- IATA: none; ICAO: EICL;

Summary
- Airport type: Private
- Serves: Edenderry, Portarlington, Rathangan, Kildare
- Elevation AMSL: 190 ft / 58 m
- Coordinates: 53°14′58″N 7°7′24″W﻿ / ﻿53.24944°N 7.12333°W
- Website: http://www.skydive.ie/
- Interactive map of Clonbullogue Airfield

Runways
| Direction | Length |  | Surface |
| ft | m |
| 09/27 | 2,526 | 770 | Grass |
- No lighting, no fuel

= Irish Parachute Club =

Parachuting and skydiving club in Ireland

The Irish Parachute Club (IPC) is an air sports club, located in Clonbullogue, County Offaly, in Ireland.

==History==

The Irish Parachute Club was founded in 1956 by former paratrooper Freddie Bond, and began operations at Weston airfield in Leixlip. In December 1959, the IPC organised emergency supply drops to the islands of Inishturk, Inishturbot and Inishark. In February 1963, the club organised emergency supply drops over the Wicklow Mountains during the severe winter of that year. The IPC trained several teams that competed internationally in 1962, 1964 and 1966, and at a number of other international events subsequently.
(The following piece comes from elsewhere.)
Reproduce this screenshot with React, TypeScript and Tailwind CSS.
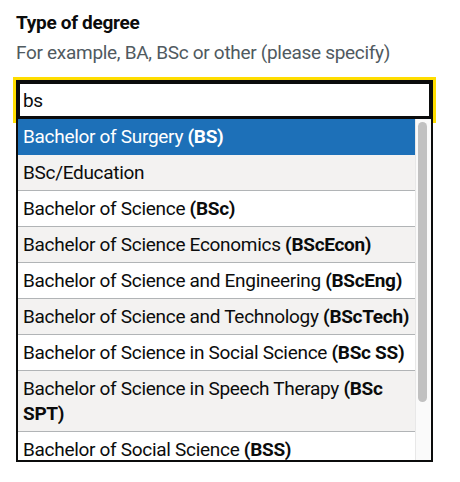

IPC-trained skydivers participated in several world records.

The club operated from a number of locations before establishing a drop zone in 1974 near the R402 road, southwest of Edenderry. The first club aircraft, a Cessna 172, was purchased in the same year. In 1981, the IPC moved to Esker More near Daingean and an IPC-based team Gael Force competed internationally. In 1983, a Cessna 206 was purchased and, in 1988, the club moved to its current location at Clonbullogue Airfield, south-southwest of Edenderry. A number of Irish skydiving records have been set at this location, including a 51 person formation in July 2008.

Later developments have included the construction of hangars and other buildings and the purchase of a PAC P-750 XSTOL turbine aircraft. Averaging over twelve thousand jumps annually,the IPC operates on weekends, bank holidays, and on some weekdays in summer. The club offers tandem skydiving, Accelerated Free Fall (AFF), and static line parachuting training programmes.

==Airfield==
Clonbullogue Airfield has one grass strip runway running east-west which is 770 m long and 18 m wide.